WHAT TO DO: Extract every line from the records below that contains the word "index".

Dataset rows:
○ ○ ○ ○ ○
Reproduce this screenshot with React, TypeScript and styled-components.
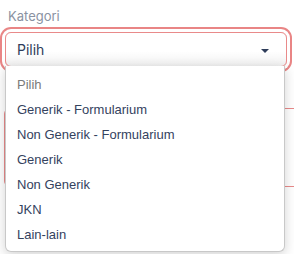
import styled, { createGlobalStyle } from 'styled-components';

const GlobalStyle = createGlobalStyle`
  html, body {
    margin: 0;
    padding: 0;
    background: #fff;
    overflow: hidden;
  }
`;

const OPTIONS = [
  'Pilih',
  'Generik - Formularium',
  'Non Generik - Formularium',
  'Generik',
  'Non Generik',
  'JKN',
  'Lain-lain',
];

const Page = styled.div`
  position: relative;
  width: 294px;
  height: 254px;
  padding: 7px 0 0 5px;
  box-sizing: border-box;
  overflow: hidden;
`;

const Field = styled.div`
  display: flex;
  flex-direction: column;
`;

const Label = styled.label`
  font-family: Inter, 'Noto Sans', sans-serif;
  font-size: 13px;
  line-height: 18px;
  color: #8a92a2;
  padding-left: 3px;
  margin-bottom: 7px;
`;

const SelectBox = styled.div`
  position: relative;
  height: 35px;
  width: 282px;
  box-sizing: border-box;
  border: 1px solid #e98a8a;
  border-radius: 6px;
  background: linear-gradient(#fff 55%, #f1f1f1);
  box-shadow: 0 0 0 3px #fff, 0 0 0 5px #e98585;
  display: flex;
  align-items: center;
  justify-content: space-between;
  padding: 0 17px 0 11px;
  font-family: Inter, 'Noto Sans', sans-serif;
  font-size: 14px;
  color: #2e3d5a;
`;

const Caret = styled.span`
  width: 0;
  height: 0;
  border-left: 4px solid transparent;
  border-right: 4px solid transparent;
  border-top: 4px solid #2e3d5a;
  margin-top: 2px;
`;

const NextBox = styled.div`
  margin-top: 41px;
  margin-left: -1px;
  width: 290px;
  height: 79px;
  box-sizing: border-box;
  border: 1px solid #e98a8a;
  border-right: none;
  border-radius: 6px 0 0 6px;
`;

const Menu = styled.ul`
  position: absolute;
  top: 66px;
  left: 5px;
  width: 280px;
  margin: 0;
  padding: 6px 0 4px;
  list-style: none;
  box-sizing: border-box;
  background: #fff;
  border: 1px solid #c8c8c8;
  border-top: none;
  border-radius: 0 0 6px 6px;
  box-shadow: 0 3px 12px rgba(0, 0, 0, 0.18);
`;

const Item = styled.li<{ $placeholder?: boolean }>`
  height: 25px;
  line-height: 25px;
  padding-left: 11px;
  font-family: 'Liberation Sans', Arial, sans-serif;
  font-size: 13px;
  color: ${(p) => (p.$placeholder ? '#7a7a7a' : '#34425e')};
  white-space: nowrap;
`;

const App = () => {
  return (
    <>
      <GlobalStyle />
      <Page>
        <Field>
          <Label>Kategori</Label>
          <SelectBox>
            <span>Pilih</span>
            <Caret />
          </SelectBox>
        </Field>
        <NextBox />
        <Menu>
          {OPTIONS.map((o, i) => (
            <Item key={o} $placeholder={i === 0}>
              {o}
            </Item>
          ))}
        </Menu>
      </Page>
    </>
  );
};

export default App;
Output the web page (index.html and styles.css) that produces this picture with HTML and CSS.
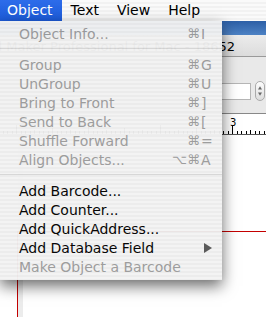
FILE: index.html
```html
<!DOCTYPE html>
<html lang="en">
<head>
    <meta charset="UTF-8">
    <meta name="viewport" content="width=device-width, initial-scale=1.0">
    <title>Object Menu</title>
    <link rel="stylesheet" href="styles.css">
</head>
<body>
    <!-- Menu bar -->
    <div class="menubar">
        <span class="menubar-item first active">Object</span>
        <span class="menubar-item">Text</span>
        <span class="menubar-item">View</span>
        <span class="menubar-item">Help</span>
    </div>

    <!-- Document window behind the menu -->
    <div class="desktop">
        <div class="bluebar"></div>
        <div class="titlebar"><div class="title">Label Maker Professional for Mac - 18652</div></div>
        <div class="toolbar">
            <div class="size-box"></div>
            <div class="stepper">
                <svg width="10" height="20" viewBox="0 0 10 20">
                    <path d="M5 4 L7.5 8 L2.5 8 Z" fill="#666"/>
                    <path d="M5 16 L7.5 12 L2.5 12 Z" fill="#666"/>
                </svg>
            </div>
        </div>
        <svg class="ruler" width="266" height="21" viewBox="0 0 266 21">
            <g stroke="#000" stroke-width="1" id="ticks"></g>
            <text x="230" y="12" font-size="10" font-family="DejaVu Sans, sans-serif">3</text>
            <line x1="0" y1="20.5" x2="266" y2="20.5" stroke="#555"/>
        </svg>
        <div class="canvas">
            <div class="page-strip"></div>
            <div class="margin-guide"></div>
        </div>
    </div>

    <!-- Pulled-down Object menu -->
    <div class="menu">
        <div class="menu-item disabled"><span>Object Info...</span><span class="mods">⌘</span><span class="key">I</span></div>
        <div class="separator"></div>
        <div class="menu-item disabled"><span>Group</span><span class="mods">⌘</span><span class="key">G</span></div>
        <div class="menu-item disabled"><span>UnGroup</span><span class="mods">⌘</span><span class="key">U</span></div>
        <div class="menu-item disabled"><span>Bring to Front</span><span class="mods">⌘</span><span class="key">]</span></div>
        <div class="menu-item disabled"><span>Send to Back</span><span class="mods">⌘</span><span class="key">[</span></div>
        <div class="menu-item disabled"><span>Shuffle Forward</span><span class="mods">⌘</span><span class="key">=</span></div>
        <div class="menu-item disabled"><span>Align Objects...</span><span class="mods">⌥⌘</span><span class="key">A</span></div>
        <div class="separator"></div>
        <div class="menu-item"><span>Add Barcode...</span><span class="mods"></span><span class="key"></span></div>
        <div class="menu-item"><span>Add Counter...</span><span class="mods"></span><span class="key"></span></div>
        <div class="menu-item"><span>Add QuickAddress...</span><span class="mods"></span><span class="key"></span></div>
        <div class="menu-item"><span>Add Database Field</span><span class="mods"></span>
            <span class="key arrow">
                <svg width="8" height="10" viewBox="0 0 8 10"><path d="M0 0 L8 5 L0 10 Z" fill="#555"/></svg>
            </span>
        </div>
        <div class="menu-item disabled"><span>Make Object a Barcode</span><span class="mods"></span><span class="key"></span></div>
    </div>

    <script>
        // ruler ticks: 72px per unit, sixteenths
        const ticks = document.getElementById('ticks');
        for (let i = -60; i < 40; i++) {
            const x = 232 + i * 4.5;
            if (x < 0 || x > 266) continue;
            let h = 3;
            if (i % 16 === 0) h = 9;
            else if (i % 8 === 0) h = 6;
            else if (i % 4 === 0) h = 4;
            const line = document.createElementNS('http://www.w3.org/2000/svg', 'line');
            const px = Math.round(x) + 0.5;
            line.setAttribute('x1', px);
            line.setAttribute('x2', px);
            line.setAttribute('y1', 20 - h);
            line.setAttribute('y2', 20);
            ticks.appendChild(line);
        }
    </script>
</body>
</html>
```

FILE: styles.css
```css
body {
    margin: 0;
    width: 266px;
    height: 317px;
    overflow: hidden;
    position: relative;
    background: #fff;
    font-family: 'DejaVu Sans', 'Noto Sans', sans-serif;
    font-size: 14px;
    color: #000;
}

/* Menu bar */
.menubar {
    height: 21px;
    display: flex;
    background: repeating-linear-gradient(#fafafa 0 2px, #f2f2f2 2px 4px);
    position: relative;
    z-index: 2;
}
.menubar-item {
    height: 21px;
    line-height: 21px;
    padding: 0 9px;
}
.menubar-item.first {
    padding-left: 7px;
}
.menubar-item.active {
    color: #fff;
    background: linear-gradient(#2d6cea, #1c5bd9);
}

/* Background window */
.desktop {
    position: absolute;
    top: 21px;
    left: 0;
    right: 0;
    bottom: 0;
    display: flex;
    flex-direction: column;
}
.bluebar {
    height: 14px;
    flex-shrink: 0;
    background: linear-gradient(#2c5fa6, #4d82c4);
}
.titlebar {
    height: 22px;
    flex-shrink: 0;
    display: flex;
    justify-content: flex-end;
    align-items: flex-end;
    padding: 0 31px 5px 0;
    box-sizing: border-box;
    white-space: nowrap;
    background: linear-gradient(#ececec, #dcdcdc);
    border-bottom: 1px solid #9a9a9a;
}
.title {
    font-size: 13px;
    line-height: 9px;
    flex-shrink: 0;
}
.toolbar {
    height: 57px;
    flex-shrink: 0;
    display: flex;
    justify-content: flex-end;
    align-items: flex-start;
    gap: 4px;
    padding: 24px 1px 0 0;
    box-sizing: border-box;
    background: #e9e9e9;
    border-bottom: 1px solid #888;
}
.size-box {
    width: 50px;
    height: 17px;
    margin-top: 2px;
    background: #fff;
    border: 1px solid #b5b5b5;
    box-sizing: border-box;
}
.stepper {
    width: 10px;
    height: 20px;
    border: 1px solid #aaa;
    border-radius: 5px;
    background: linear-gradient(#fdfdfd, #dcdcdc);
    box-sizing: border-box;
    display: flex;
    align-items: center;
    justify-content: center;
    overflow: hidden;
}
.ruler {
    display: block;
    flex-shrink: 0;
    background: #fff;
}
.canvas {
    flex: 1;
    position: relative;
    background: #fff;
}
.page-strip {
    position: absolute;
    left: 18px;
    top: 0;
    bottom: 0;
    width: 5px;
    background: #ececec;
}
.margin-guide {
    position: absolute;
    left: 17px;
    top: 96px;
    right: 0;
    bottom: 0;
    border-top: 1px solid #c40000;
    border-left: 1px solid #c40000;
}

/* Pull-down menu */
.menu {
    position: absolute;
    top: 21px;
    left: 0;
    width: 222px;
    padding: 3px 0 4px;
    box-sizing: border-box;
    background: repeating-linear-gradient(#f3f3f3 0 2px, #ececec 2px 4px);
    opacity: 0.97;
    box-shadow: 0 6px 14px rgba(0, 0, 0, 0.6);
    z-index: 3;
}
.menu-item {
    display: grid;
    grid-template-columns: 1fr auto 14px;
    align-items: center;
    height: 19px;
    line-height: 16px;
    padding: 0 8px 0 19px;
    white-space: nowrap;
}
.menu-item.disabled {
    color: #9a9a9a;
}
.mods {
    text-align: right;
    font-size: 13px;
}
.key {
    padding-left: 1px;
}
.arrow {
    display: flex;
    align-items: center;
    padding-left: 4px;
}
.separator {
    height: 12px;
    background: linear-gradient(transparent 5px, #d6d6d6 5px 6px, transparent 6px);
}
```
○ ○ ○ ○ ○
TASK SOLUTION:
Output the web page (index.html and styles.css) that produces this picture with HTML and CSS.
FILE: index.html
    z-index: 2;
    z-index: 3;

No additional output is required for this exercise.